**Supplied information:**
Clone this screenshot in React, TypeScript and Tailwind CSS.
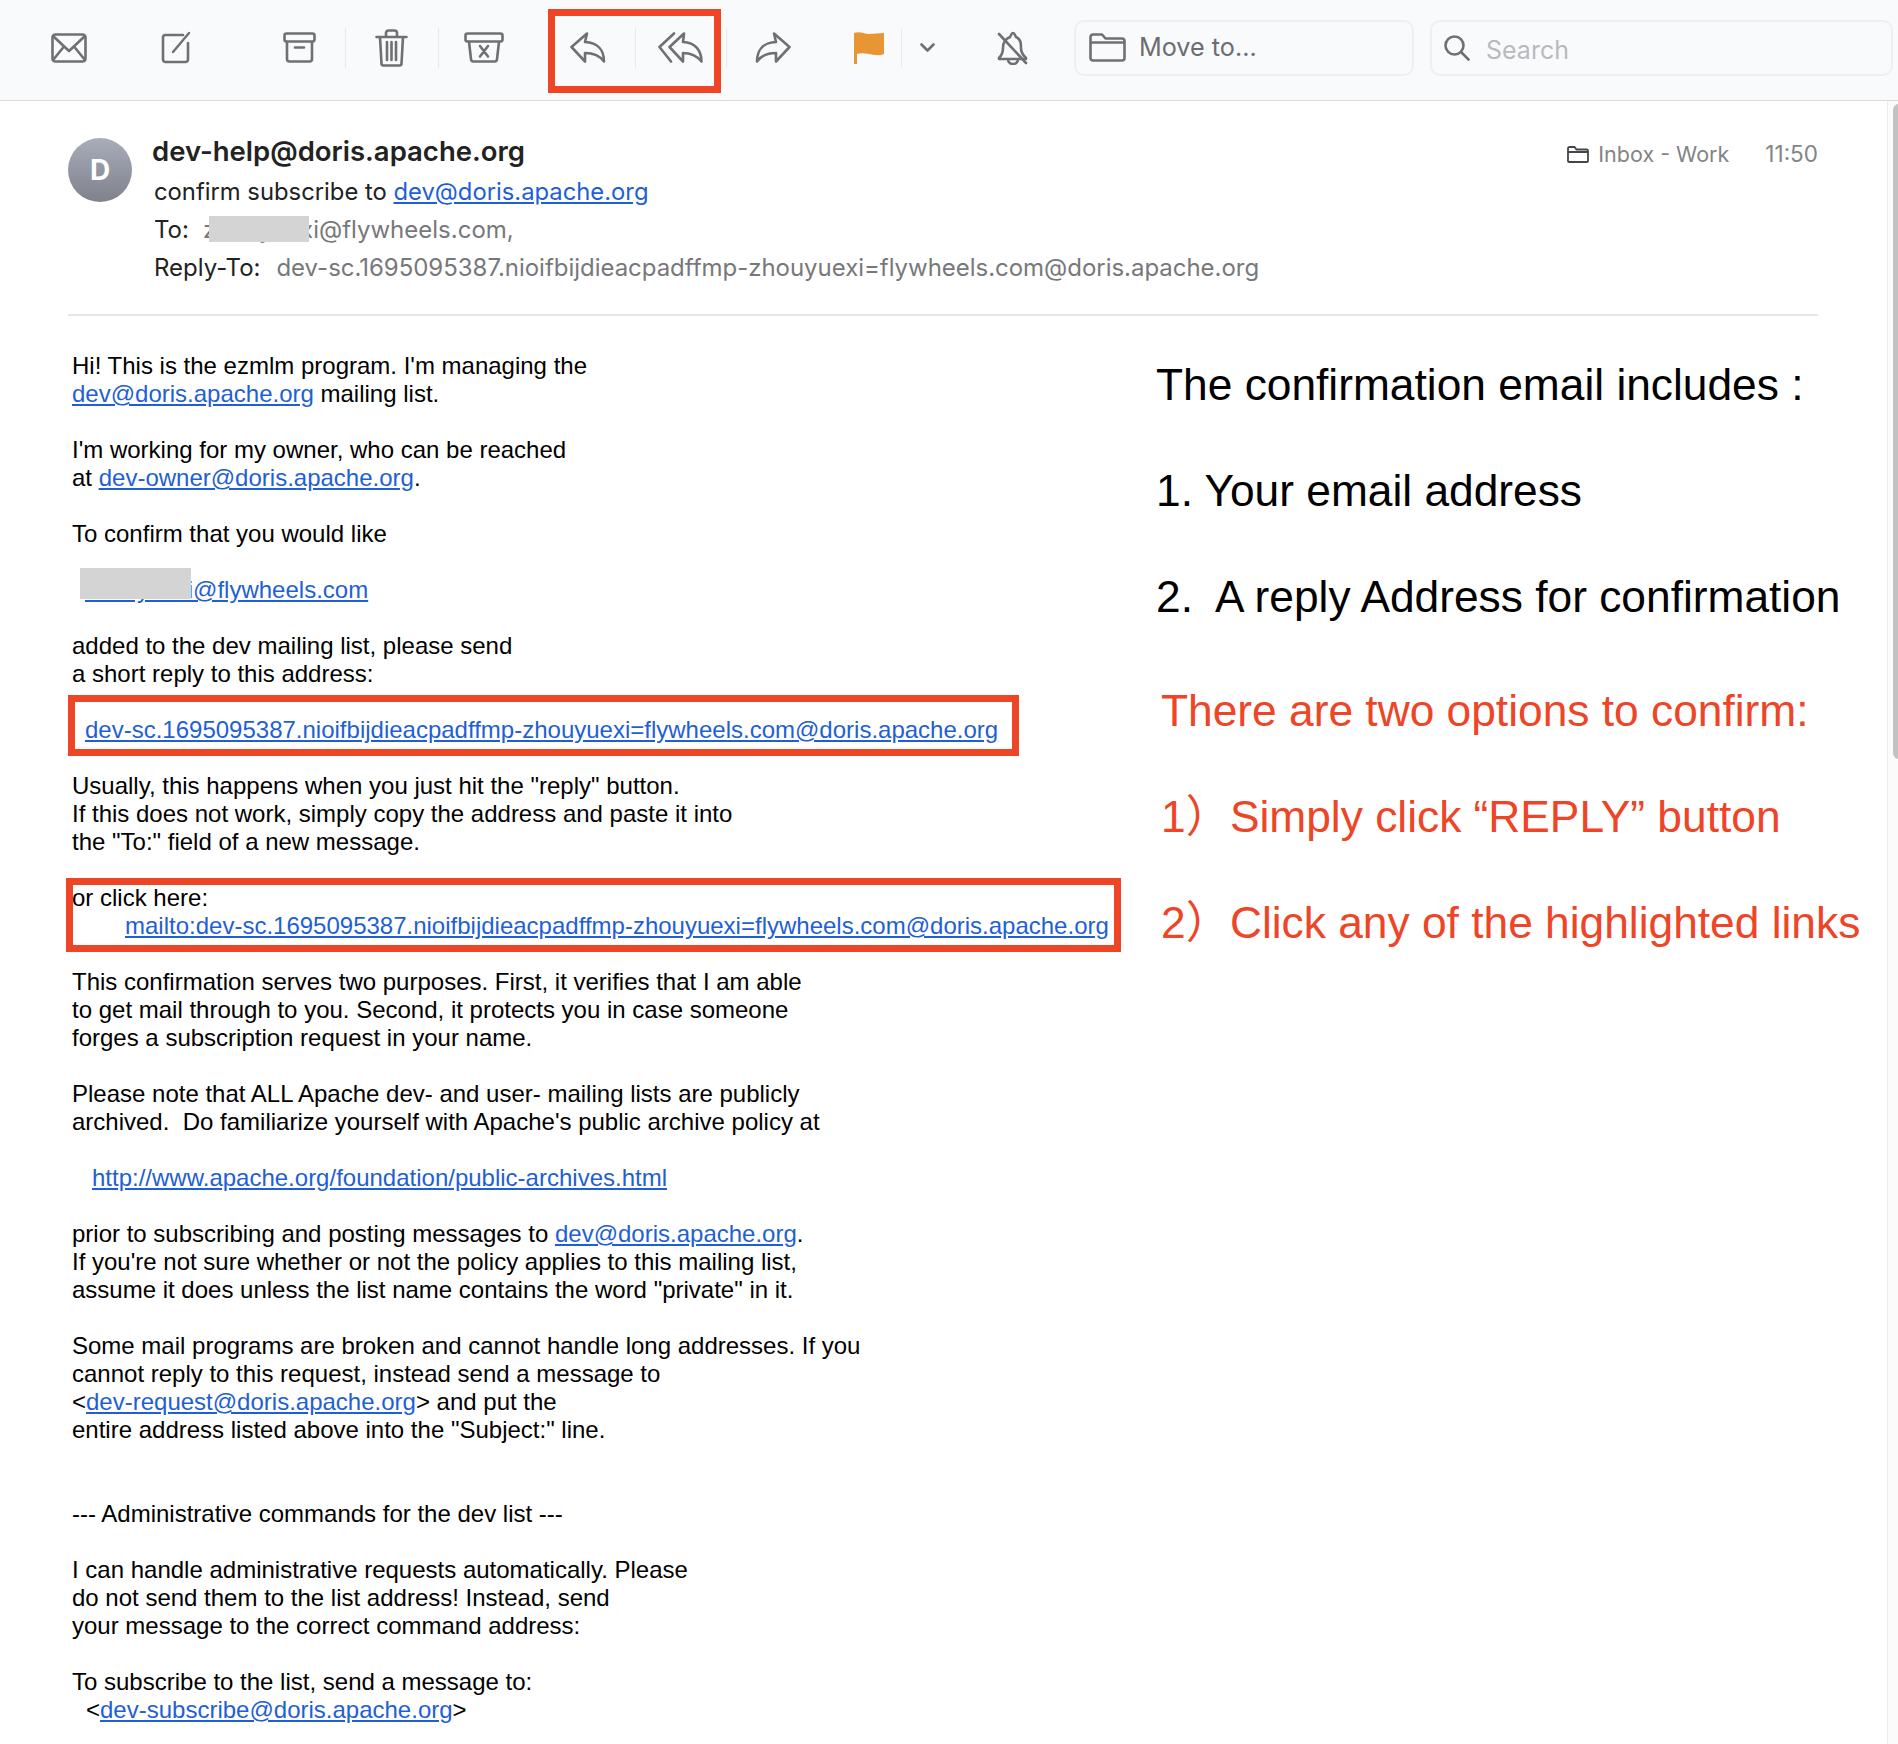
import React from 'react';

type Line = React.ReactNode;

function A({ children }: { children: React.ReactNode }) {
  return <span className="text-[#1f5fd6] underline">{children}</span>;
}

function Sep() {
  return <div className="w-px h-[40px] bg-[#e8e9ec]" />;
}

function Ico({ w, h, box, className, children }: { w: number; h: number; box: string; className?: string; children: React.ReactNode }) {
  return (
    <svg width={w} height={h} viewBox={box} fill="none" stroke="#6f7073" strokeWidth="2.6" strokeLinejoin="round" strokeLinecap="round" className={className}>
      {children}
    </svg>
  );
}

function Toolbar() {
  return (
    <div className="h-[101px] pb-[5px] bg-[#f9fafc] border-b border-[#d9dadd] flex items-center relative shrink-0">
      <div className="ml-[51px]">
        <Ico w={36} h={30} box="0 0 36 30">
          <rect x="1.5" y="1.5" width="33" height="27" rx="3" />
          <path d="M2 3l16 15L34 3M2 27l11-13.500M34 27L23 13.500" />
        </Ico>
      </div>
      <div className="ml-[74px]">
        <Ico w={31} h={33} box="0 0 31 33">
          <path d="M22 4H4.500A2.500 2.500 0 0 0 2 6.500v22A2.500 2.500 0 0 0 4.500 31h20a2.500 2.500 0 0 0 2.500-2.500V12" />
          <path d="M12 21L28 2" strokeWidth="2.400" />
        </Ico>
      </div>
      <div className="ml-[91px]">
        <Ico w={33} h={31} box="0 0 33 31">
          <rect x="1.500" y="1.500" width="30" height="8" rx="2" />
          <path d="M4 10v17a2.500 2.500 0 0 0 2.500 2.500h20A2.500 2.500 0 0 0 29 27V10M12 15.500h9" />
        </Ico>
      </div>
      <div className="ml-[29px]"><Sep /></div>
      <div className="ml-[29px]">
        <Ico w={33} h={38} box="0 0 33 38">
          <path d="M1.500 8h30M11 8V4a2.500 2.500 0 0 1 2.500-2.500h6A2.500 2.500 0 0 1 22 4v4M5 8l1.500 26.500A2 2 0 0 0 8.500 36.500h16a2 2 0 0 0 2-2L28 8M12 13v18M16.500 13v18M21 13v18" />
        </Ico>
      </div>
      <div className="ml-[30px]"><Sep /></div>
      <div className="ml-[25px]">
        <Ico w={40} h={31} box="0 0 40 31">
          <rect x="1.500" y="1.500" width="37" height="8" rx="2" />
          <path d="M5 10l2 17a2.500 2.500 0 0 0 2.500 2.500h21A2.500 2.500 0 0 0 33 27l2-17M16 14l8 10.500M24 14l-8 10.500" />
        </Ico>
      </div>
      <div className="ml-[66px]">
        <Ico w={36} h={31} box="0 0 36 31">
          <path d="M17 1.500L1.500 15 15 29.500V21c10 0 15 3 19 8.500 0-11-6-19-19-19.500z" />
        </Ico>
      </div>
      <div className="ml-[29px]"><Sep /></div>
      <div className="ml-[22px]">
        <Ico w={46} h={31} box="0 0 46 31">
          <path d="M16 1.500L1.500 15 13 29.500" />
          <path d="M26 1.500L11.500 15 25 29.500V21c9 0 14 3 18.500 8.500 0-11-6-19-18.500-19.500z" />
        </Ico>
      </div>
      <div className="ml-[22px]"><Sep /></div>
      <div className="ml-[28px]">
        <Ico w={36} h={31} box="0 0 36 31">
          <path d="M19 1.500L34.500 15 21 29.500V21c-10 0-15 3-19 8.500 0-11 6-19 19-19.500z" />
        </Ico>
      </div>
      <div className="ml-[63px]">
        <svg width="30" height="33" viewBox="0 0 30 33">
          <path d="M0 2c6-2 10 1 15 1s10-1 15-1v21c-5 2-10 1-15 0s-9-1-12 0v10H0z" fill="#e89536" />
        </svg>
      </div>
      <div className="ml-[17px]"><Sep /></div>
      <div className="ml-[18px]">
        <Ico w={15} h={9} box="0 0 15 9">
          <path d="M1.500 1.500L7.500 7.500 13.500 1.500" />
        </Ico>
      </div>
      <div className="ml-[61px]">
        <Ico w={33} h={34} box="0 0 33 34">
          <path d="M14 6c1-1 1-4 3-4s2 3 3 4c5 2 5 7 5 11 0 6 3 8 5 10v1H3v-1c2-2 4-4 4-10 0-4 2-9 7-11zM12 28c0 3 2 5 5 5s5-2 5-5" />
          <path d="M3 3l27 29" />
        </Ico>
      </div>
      <div className="ml-[45px] w-[340px] h-[56px] rounded-[10px] border-2 border-[#eeeff1] flex items-center pl-[13px]">
        <Ico w={37} h={29} box="0 0 37 29">
          <path d="M1.500 25V4a2.500 2.500 0 0 1 2.500-2.500h9l3.500 4H33A2.500 2.500 0 0 1 35.500 8v17a2.500 2.500 0 0 1-2.500 2.500H4A2.500 2.500 0 0 1 1.500 25zM1.500 9.500h34" />
        </Ico>
        <span className="ml-[13px] text-[25.2px] text-[#6c6d70] font-['Inter',sans-serif]">Move to...</span>
      </div>
      <div className="ml-[16px] w-[463px] h-[56px] rounded-[10px] border-2 border-[#eeeff1] flex items-center pl-[12px]">
        <Ico w={26} h={26} box="0 0 26 26">
          <circle cx="10.500" cy="10.500" r="9" />
          <path d="M17 17l7.500 7.500" />
        </Ico>
        <span className="ml-[16px] mt-[6px] text-[25px] text-[#b9babd] font-['Inter',sans-serif]">Search</span>
      </div>
      {/* red mark round the reply buttons */}
      <div className="absolute left-[548px] top-[9px] w-[173px] h-[84px] border-[7px] border-[#ee4527]" />
    </div>
  );
}

function MailHeader() {
  return (
    <div className="ml-[68px] mr-[80px] h-[215px] border-b-2 border-[#e6e6e6] flex font-['Inter',sans-serif] shrink-0">
      <div className="mt-[37px] w-[64px] h-[64px] rounded-full bg-gradient-to-b from-[#a9adb9] to-[#7f828d] flex items-center justify-center text-white font-bold text-[28px]">D</div>
      <div className="ml-[22px] mt-[32px] flex-1">
        <div className="flex justify-between h-[38px] items-center">
          <div className="text-[27.5px] font-semibold text-[#222222] ml-[-2px]">dev-help@doris.apache.org</div>
          <div className="flex items-center text-[#838486] mt-[4px]">
            <svg width="22" height="17" viewBox="0 0 22 17" fill="none" stroke="#444548" strokeWidth="1.800">
              <path d="M1 15V2.500A1.500 1.500 0 0 1 2.500 1h5l2 2.500h10A1.500 1.500 0 0 1 21 5v10a1 1 0 0 1-1 1H2a1 1 0 0 1-1-1zM1 6h20" />
            </svg>
            <span className="ml-[9px] text-[21.5px]">Inbox - Work</span>
            <span className="ml-[36px] text-[22.5px]">11:50</span>
          </div>
        </div>
        <div className="h-[39px] mt-[1px] flex items-center text-[23.8px] text-[#222222]">
          confirm subscribe to&nbsp;<A>dev@doris.apache.org</A>
        </div>
        <div className="h-[38px] flex items-center text-[24px] text-[#222222] relative">
          <span>To:</span>
          <span className="ml-[14px] text-[#77787b]">zhouyuexi@flywheels.com,</span>
          <div className="absolute left-[55px] top-[5px] w-[100px] h-[26px] bg-[#d4d4d4]" />
        </div>
        <div className="h-[38px] flex items-center text-[24px] text-[#222222]">
          <span>Reply-To:</span>
          <span className="ml-[16px] text-[#77787b] tracking-[-0.03px]">dev-sc.1695095387.nioifbijdieacpadffmp-zhouyuexi=flywheels.com@doris.apache.org</span>
        </div>
      </div>
    </div>
  );
}

const lines: Line[] = [
  "Hi! This is the ezmlm program. I'm managing the",
  <><A>dev@doris.apache.org</A> mailing list.</>,
  '',
  "I'm working for my owner, who can be reached",
  <>at <A>dev-owner@doris.apache.org</A>.</>,
  '',
  'To confirm that you would like',
  '',
  <div className="pl-[13px]"><A>zhouyuexi@flywheels.com</A></div>,
  '',
  'added to the dev mailing list, please send',
  'a short reply to this address:',
  '',
  <div className="pl-[13px]"><A>dev-sc.1695095387.nioifbijdieacpadffmp-zhouyuexi=flywheels.com@doris.apache.org</A></div>,
  '',
  'Usually, this happens when you just hit the "reply" button.',
  'If this does not work, simply copy the address and paste it into',
  'the "To:" field of a new message.',
  '',
  'or click here:',
  <div className="pl-[53px]"><A>mailto:dev-sc.1695095387.nioifbijdieacpadffmp-zhouyuexi=flywheels.com@doris.apache.org</A></div>,
  '',
  'This confirmation serves two purposes. First, it verifies that I am able',
  'to get mail through to you. Second, it protects you in case someone',
  'forges a subscription request in your name.',
  '',
  'Please note that ALL Apache dev- and user- mailing lists are publicly',
  "archived.  Do familiarize yourself with Apache's public archive policy at",
  '',
  <div className="pl-[20px]"><A>http://www.apache.org/foundation/public-archives.html</A></div>,
  '',
  <>prior to subscribing and posting messages to <A>dev@doris.apache.org</A>.</>,
  "If you're not sure whether or not the policy applies to this mailing list,",
  'assume it does unless the list name contains the word "private" in it.',
  '',
  'Some mail programs are broken and cannot handle long addresses. If you',
  'cannot reply to this request, instead send a message to',
  <>&lt;<A>dev-request@doris.apache.org</A>&gt; and put the</>,
  'entire address listed above into the "Subject:" line.',
  '',
  '',
  '--- Administrative commands for the dev list ---',
  '',
  'I can handle administrative requests automatically. Please',
  'do not send them to the list address! Instead, send',
  'your message to the correct command address:',
  '',
  'To subscribe to the list, send a message to:',
  <div className="pl-[14px]">&lt;<A>dev-subscribe@doris.apache.org</A>&gt;</div>,
];

function MailBody() {
  return (
    <div className="ml-[72px] w-[1050px] text-[24px] leading-[28px] text-black whitespace-pre">
      {lines.map((line, i) => (
        <div key={i} className="h-[28px]">{line}</div>
      ))}
    </div>
  );
}

function Notes() {
  return (
    <div className="ml-[34px] -mt-[20px] text-[44.3px] leading-[106px] font-['Liberation_Sans','Noto_Sans_CJK_SC',sans-serif]">
      <div className="text-black">
        <div className="h-[106px]">The confirmation email includes :</div>
        <div className="h-[106px]">1. Your email address</div>
        <div className="h-[106px] whitespace-pre">2.  A reply Address for confirmation</div>
      </div>
      <div className="ml-[5px] mt-[8px] text-[#ee4527]">
        <div className="h-[106px]">There are two options to confirm:</div>
        <div className="h-[106px] whitespace-pre">1）Simply click “REPLY” button</div>
        <div className="h-[106px] whitespace-pre">2）Click any of the highlighted links</div>
      </div>
    </div>
  );
}

export default function App() {
  return (
    <div className="w-[1898px] h-[1744px] bg-white overflow-hidden flex flex-col relative font-['Liberation_Sans',Arial,sans-serif]">
      <Toolbar />
      <MailHeader />
      <div className="flex mt-[36px]">
        <MailBody />
        <Notes />
      </div>
      {/* red marks and blanked-out parts laid over the mail */}
      <div className="absolute left-[68px] top-[695px] w-[951px] h-[61px] border-[7px] border-[#ee4527]" />
      <div className="absolute left-[66px] top-[878px] w-[1055px] h-[74px] border-[7px] border-[#ee4527]" />
      <div className="absolute left-[80px] top-[568px] w-[111px] h-[31px] bg-[#d4d4d4]" />
      {/* scrollbar */}
      <div className="absolute left-[1887px] top-[101px] bottom-0 w-[11px] bg-[#fbfbfb] border-l border-[#ececec]">
        <div className="ml-[5px] mt-[3px] w-[6px] h-[655px] rounded-l-full bg-[#c2c2c2]" />
      </div>
    </div>
  );
}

**Exercise goal:** Copy each line holding the word "React" from the listing above.

**Response:**
Clone this screenshot in React, TypeScript and Tailwind CSS.
import React from 'react';
type Line = React.ReactNode;
function A({ children }: { children: React.ReactNode }) {
function Ico({ w, h, box, className, children }: { w: number; h: number; box: string; className?: string; children: React.ReactNode }) {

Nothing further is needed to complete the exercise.